As quantities start to escalate Vacuum casting can be used with a pattern to generate a silicone tool and cast the desired part in clear Polyurethane (PU). Alternatively and if time permits, it may also be viable to lay down a prototype injection mould tool and achieve the production intent material.
These and others are covered though the links opposite to assist you in sourcing the most applicable option for your requirement. If you are in any doubt, then please contact Plunkett Associates directly.
Stereolithography is the most well known of all the RP techniques and through careful resin selection can be used to produce clear parts. Hand polishing and possible lacquering are necessary to achieve acceptable clarity.

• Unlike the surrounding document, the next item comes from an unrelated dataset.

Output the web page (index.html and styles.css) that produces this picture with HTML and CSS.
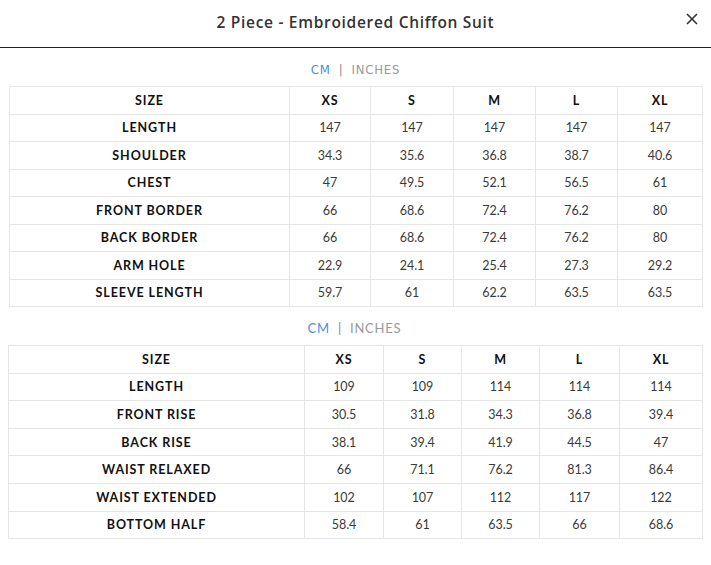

Some earlier resins carry a tint, although this is constantly improving. Ideally suited to low volume, complex parts that are required clear or partially clear.
Offering the possibility of using PC or acrylic, machining clear parts will offer the highest level of clarity, although hand polishing is still utilised to achieve the clarity. Suitable for a wide range of sizes from lenses to car lamps, even joining is possible. Global sourcing means that machining does not carry a price premium, yet can offer a finish that leaves alternative RP processes struggling.
Ideally suited to producing a small batch of clear prototypes. Vacuum casting utilises a CNC or RP pattern to create a silicone tool. Finishing of the pattern is paramount in achieving acceptable clarity as the silicone picks up every detail. Subsequent cast parts require no further dressing and demonstrate good levels of clarity.
Usually only considered as a production process, injection moulding will give the production intent material properties. Surprisingly cost effective when the quantities rise above the economic threshold for CNC. Classic route for lightguides and lenses where real material is a necessity and circa 20 to 50 parts are required. Leadtime is very much a function of geometry.